Jul 30, 2011, 11:02 AM EDT
Chien-Ming Wang made his first major league start since July 4, 2009 last night against the Mets and it should come as no surprise that he was pretty shaky out of the gate.
Wang, who has been rehabbing from shoulder surgery for the past two years, gave up six runs (four earned) over four innings as part of an 8-5 loss. The 31-year-old right-hander allowed the first five batters to reach base in the first inning, leading to four runs, though he did settle down a bit from there. All told, he gave up eight hits (all singles) while striking out two and walking one. He threw 39 out of 61 pitches for strikes and induced eight ground balls.
While the results weren’t all that great, Nationals manager Davey Johnson told the Associated Press that he set his expectations pretty low for his Wang’s return.
“I was actually impressed,” Nationals manager Davey Johnson said. “His delivery looked really easy. He had some good velocity on the ball. I was pleased. I really didn’t think I was going to see that much.”

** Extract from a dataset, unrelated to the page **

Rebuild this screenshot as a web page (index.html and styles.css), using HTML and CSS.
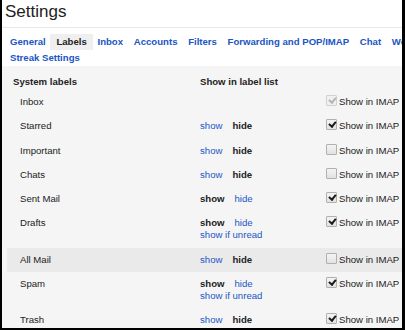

According to Brooks Baseball, Wang averaged 91.75 mph on his fastball last night and topped out at 92.7 mph. He averaged around 93 mph on his fastball during his most productive year with the Yankees back in 2006.
With a throng of media from his native Taiwan tracking his every move, Wang told reporters that he was just happy to get back on a major league mound.
“I feel really happy and then especially during the game,” Wang said through an interpreter. “I feel like I can do it again, come back to the mound, especially it’s been a while, a long time. I was down in Florida rehabbing for almost two years. Right now, I’m back.”
According to Mark Zuckerman of CSNWashington.com, Johnson said after the game that he believes Wang will stay in the rotation for the rest of the season as long as he continues to make progress. Wang had a 9.64 ERA and 29/19 K/BB ratio in 42 innings with the Yankees before undergoing shoulder surgery in July of 2009, so while it was nice to see him back in the big leagues, he’s far from a lock to be successful.